Distributed Gradient Aggregation is the process of combining gradient updates computed independently across multiple workers (GPUs or nodes) during distributed deep learning training so that all workers maintain a consistent synchronized model — efficient gradient aggregation is the primary bottleneck in scaling training to hundreds or thousands of accelerators.
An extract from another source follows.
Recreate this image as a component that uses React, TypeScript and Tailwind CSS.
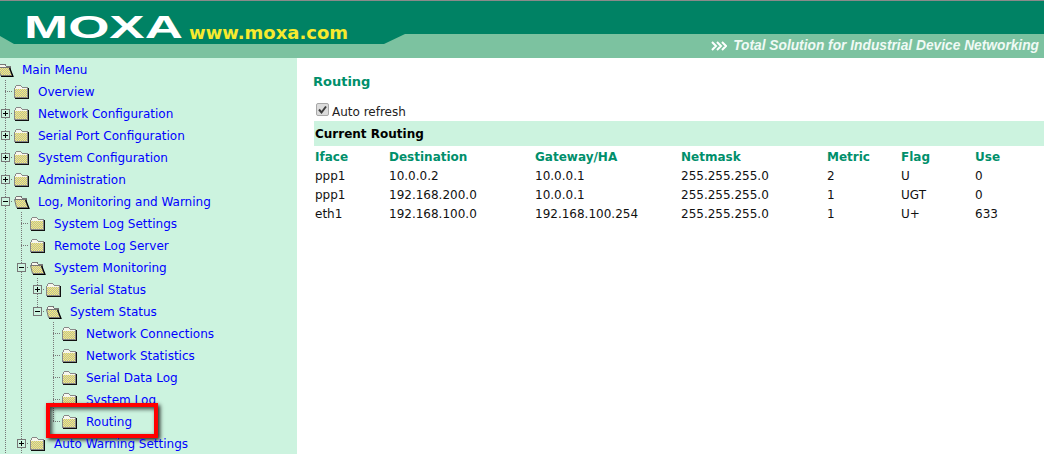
type TreeRow = {
  label: string;
  guides: boolean[];
  last?: boolean;
  box?: "plus" | "minus";
  open?: boolean;
  mark?: boolean;
};

const menu: TreeRow[] = [
  { label: "Main Menu", guides: [], open: true },
  { label: "Overview", guides: [] },
  { label: "Network Configuration", guides: [], box: "plus" },
  { label: "Serial Port Configuration", guides: [], box: "plus" },
  { label: "System Configuration", guides: [], box: "plus" },
  { label: "Administration", guides: [], box: "plus" },
  { label: "Log, Monitoring and Warning", guides: [], box: "minus", open: true },
  { label: "System Log Settings", guides: [true] },
  { label: "Remote Log Server", guides: [true] },
  { label: "System Monitoring", guides: [true], box: "minus", open: true },
  { label: "Serial Status", guides: [true, true], box: "plus" },
  { label: "System Status", guides: [true, true], box: "minus", open: true, last: true },
  { label: "Network Connections", guides: [true, true, false] },
  { label: "Network Statistics", guides: [true, true, false] },
  { label: "Serial Data Log", guides: [true, true, false] },
  { label: "System Log", guides: [true, true, false] },
  { label: "Routing", guides: [true, true, false], last: true, mark: true },
  { label: "Auto Warning Settings", guides: [true], box: "plus" },
];

const routes = [
  ["ppp1", "10.0.0.2", "10.0.0.1", "255.255.255.0", "2", "U", "0"],
  ["ppp1", "192.168.200.0", "10.0.0.1", "255.255.255.0", "1", "UGT", "0"],
  ["eth1", "192.168.100.0", "192.168.100.254", "255.255.255.0", "1", "U+", "633"],
];

const columns = ["Iface", "Destination", "Gateway/HA", "Netmask", "Metric", "Flag", "Use"];

function Guide({ on }: { on: boolean }) {
  return (
    <svg width="16" height="22" className="shrink-0">
      {on && <line x1="8.5" y1="0" x2="8.5" y2="22" stroke="#777" strokeDasharray="1 1" />}
    </svg>
  );
}

function Connector({ box, last }: { box?: "plus" | "minus"; last?: boolean }) {
  return (
    <svg width="16" height="22" className="shrink-0">
      <line x1="8.5" y1="0" x2="8.5" y2={last ? 11 : 22} stroke="#777" strokeDasharray="1 1" />
      <line x1="8" y1="11.5" x2="16" y2="11.5" stroke="#777" strokeDasharray="1 1" />
      {box && (
        <g>
          <rect x="4.5" y="7.5" width="8" height="8" fill="#ccf3df" stroke="#777" />
          <line x1="6" y1="11.5" x2="11" y2="11.5" stroke="#000" />
          {box === "plus" && <line x1="8.5" y1="9" x2="8.5" y2="14" stroke="#000" />}
        </g>
      )}
    </svg>
  );
}

function Folder({ open, id }: { open?: boolean; id: string }) {
  return (
    <svg width="17" height="22" className="shrink-0" shapeRendering="crispEdges">
      <defs>
        <pattern id={id} width="2" height="2" patternUnits="userSpaceOnUse">
          <rect width="2" height="2" fill="#fff66e" />
          <rect width="1" height="1" fill="#b4b4a8" />
          <rect x="1" y="1" width="1" height="1" fill="#b4b4a8" />
        </pattern>
      </defs>
      {open ? (
        <g>
          <path d="M2.5 9.5 V7.5 L4 6.5 H8 L9.5 8.5 H13.5 V11.5" fill="#f7f7ee" stroke="#777" />
          <path d="M1.5 9.5 H12 L15 17.5 H3.5 Z" fill={`url(#${id})`} stroke="#777" shapeRendering="auto" />
          <path d="M12.5 9.5 L16 18.5 H4" fill="none" stroke="#000" strokeWidth="1.2" shapeRendering="auto" />
        </g>
      ) : (
        <g>
          <path d="M1.5 8.5 L3.5 5.5 H7.5 L9.5 7.5 H14.5 V17.5 H1.5 Z" fill="#f7f7ee" stroke="#888" />
          <rect x="2" y="9" width="12" height="8" fill={`url(#${id})`} />
          <path d="M15.5 8 V18.5 H2" fill="none" stroke="#111" />
        </g>
      )}
    </svg>
  );
}

function Row({ row, index }: { row: TreeRow; index: number }) {
  const root = index === 0;
  return (
    <div className="relative flex h-[22px] items-center ml-[-3px]">
      {row.guides.map((on, i) => (
        <Guide key={i} on={on} />
      ))}
      {!root && <Connector box={row.box} last={row.last} />}
      <Folder open={row.open} id={`dither-${index}`} />
      <a href="#" className="ml-2 mt-[2px] whitespace-nowrap text-[#0000ff]">
        {row.label}
      </a>
      {row.mark && (
        <div className="absolute left-[49px] top-[-7px] h-[35px] w-[112px] border-[4px] border-[#ff0000] shadow-[2px_2px_4px_rgba(0,0,0,0.85),inset_2px_2px_4px_rgba(0,0,0,0.75)]" />
      )}
    </div>
  );
}

function Header() {
  return (
    <header className="relative flex h-[58px] shrink-0 items-start overflow-hidden bg-[#7cc2a0]">
      <svg width="1044" height="58" className="absolute inset-0">
        <rect width="1044" height="1" fill="#8a8a8a" />
        <polygon points="0,1 1044,1 1044,34 405,34 384,44 14,44 0,36" fill="#008264" />
      </svg>
      <div className="relative flex h-[44px] items-end pl-[24px]">
        <svg width="160" height="44" className="shrink-0">
          <text
            x="0"
            y="38"
            textLength="159"
            lengthAdjust="spacingAndGlyphs"
            fontFamily="'Liberation Sans', sans-serif"
            fontWeight="700"
            fontSize="31"
            fill="#ffffff"
          >
            MOXA
          </text>
        </svg>
        <span className="ml-[5px] font-['DejaVu_Sans',sans-serif] text-[18px] font-bold leading-[22px] text-[#f7ea2e]">
          www.moxa.com
        </span>
      </div>
      <div className="relative ml-auto mt-[39px] flex h-[14px] items-center pr-[5px] font-['Liberation_Sans',sans-serif] text-[13.75px] font-bold italic text-[#f0faf5]">
        <svg width="16" height="12" className="mr-[6px]" fill="none" stroke="#fff" strokeWidth="2">
          <path d="M1 2 L5 6 L1 10 M6 2 L10 6 L6 10 M11 2 L15 6 L11 10" />
        </svg>
        Total Solution for Industrial Device Networking
      </div>
    </header>
  );
}

export default function App() {
  return (
    <div className="flex h-screen w-full flex-col overflow-hidden bg-white font-['DejaVu_Sans',sans-serif] text-[12px]">
      <Header />
      <div className="flex min-h-0 flex-1">
        <aside className="w-[297px] shrink-0 overflow-hidden bg-[#ccf3df]">
          {menu.map((row, i) => (
            <Row key={row.label} row={row} index={i} />
          ))}
        </aside>
        <main className="min-w-0 flex-1 pl-[17px]">
          <h1 className="ml-[-1px] pt-[16px] text-[13px] font-bold leading-[16px] text-[#008f6b]">Routing</h1>
          <label className="mt-[13px] flex h-[18px] items-center pl-[2px] text-[#222]">
            <span className="relative mt-[-5px] flex size-[13px] shrink-0">
              <input
                type="checkbox"
                checked
                disabled
                readOnly
                className="m-0 size-[13px] appearance-none rounded-[2px] border border-[#a8a8a8] bg-[#dcdcdc]"
              />
              <svg width="13" height="13" className="absolute inset-0" fill="none" stroke="#3c3c3c" strokeWidth="2">
                <path d="M3 6.5 L5.5 9.5 L10 3.5" />
              </svg>
            </span>
            <span className="ml-[3px]">Auto refresh</span>
          </label>
          <div className="flex h-[25px] items-center bg-[#ccf3df] pl-[1px] font-bold text-black">
            Current Routing
          </div>
          <div className="grid grid-cols-[74px_146px_146px_146px_74px_74px_1fr] pl-[1px]">
            {columns.map((c) => (
              <div key={c} className="flex h-[20px] items-center pt-[2px] font-bold text-[#008f6b]">
                {c}
              </div>
            ))}
            {routes.flatMap((r, i) =>
              r.map((v, j) => (
                <div key={`${i}-${j}`} className="flex h-[19px] items-center text-[#111]">
                  {v}
                </div>
              ))
            )}
          </div>
        </main>
      </div>
    </div>
  );
}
Synchronous vs. Asynchronous Aggregation:
- Synchronous SGD (S-SGD): all workers compute gradients on their local mini-batch, then perform an allreduce to average gradients before any worker updates its parameters — guarantees identical model replicas but synchronization barriers limit scalability
- Asynchronous SGD (A-SGD): workers send gradients to a parameter server and immediately begin the next iteration without waiting — eliminates synchronization delays but introduces stale gradients that can harm convergence
- Bounded Staleness: a compromise where workers can be at most k iterations ahead of the slowest worker — limits gradient staleness while reducing synchronization overhead by 30-50% compared to fully synchronous
- Local SGD: workers perform multiple local update steps before periodically synchronizing — reduces communication frequency by 4-8× while maintaining convergence properties for many workloads
AllReduce Algorithms:
- Ring AllReduce: workers form a logical ring and each sends/receives 1/(N-1) of the gradient buffer per step — completes in 2(N-1) steps with bandwidth cost independent of N, making it bandwidth-optimal
- Recursive Halving-Doubling: workers recursively pair up, exchange half their data, and reduce — achieves O(log N) latency steps but requires power-of-two worker counts for optimal performance
- Tree AllReduce: hierarchical reduction using a binary or k-ary tree topology — O(log N) latency but bandwidth-suboptimal as root becomes a bottleneck
- Bucket AllReduce: fuses multiple small tensors into larger buckets before executing allreduce — reduces launch overhead and improves bandwidth utilization by 2-3× for models with many small layers
Gradient Compression Techniques:
- Top-K Sparsification: only transmits the K largest gradient values (typically 0.1-1% of total), accumulating residuals locally for future communication — reduces communication volume by 100-1000× with minimal accuracy loss
- Quantization: reduces gradient precision from FP32 to FP16, INT8, or even 1-bit (signSGD) — 1-bit compression achieves 32× reduction but requires error feedback mechanisms to maintain convergence
- Random Sparsification: randomly selects a fraction of gradients to communicate — simpler than Top-K but requires larger communication fraction (10-20%) for equivalent convergence
- PowerSGD: low-rank approximation of gradient matrices using randomized SVD — compresses large weight matrices with rank-1 or rank-2 approximations achieving 100× compression
Implementation Frameworks:
- NCCL (NVIDIA Collective Communications Library): optimized GPU-aware allreduce using NVLink, NVSwitch, and InfiniBand — achieves near-peak bandwidth utilization across multi-GPU and multi-node configurations
- Gloo: Facebook's collective communications library supporting CPU and GPU backends — used as default backend for PyTorch distributed on non-NVIDIA hardware
- Horovod: wraps NCCL/MPI with a simple API for data-parallel training — timeline profiler visualizes communication/computation overlap
- PyTorch DDP (DistributedDataParallel): hooks into autograd to overlap gradient computation with communication — starts allreduce for earlier layers while later layers are still computing gradients
Overlap and Pipelining:
- Computation-Communication Overlap: by triggering allreduce as soon as each layer's gradient is ready (rather than waiting for full backpropagation), communication latency is hidden behind computation — typically hides 60-80% of communication time
- Gradient Bucketing: PyTorch DDP groups parameters into 25MB buckets (configurable) and launches allreduce per bucket — balances launch overhead against overlap opportunity
- Double Buffering: maintains two gradient buffers so one can be communicated while the other accumulates new gradients — enables continuous pipeline of compute and communication
At scale (1000+ GPUs), gradient aggregation can consume 30-50% of total training time without optimization — combining ring allreduce with computation overlap, gradient compression, and hierarchical communication reduces this overhead to under 10%.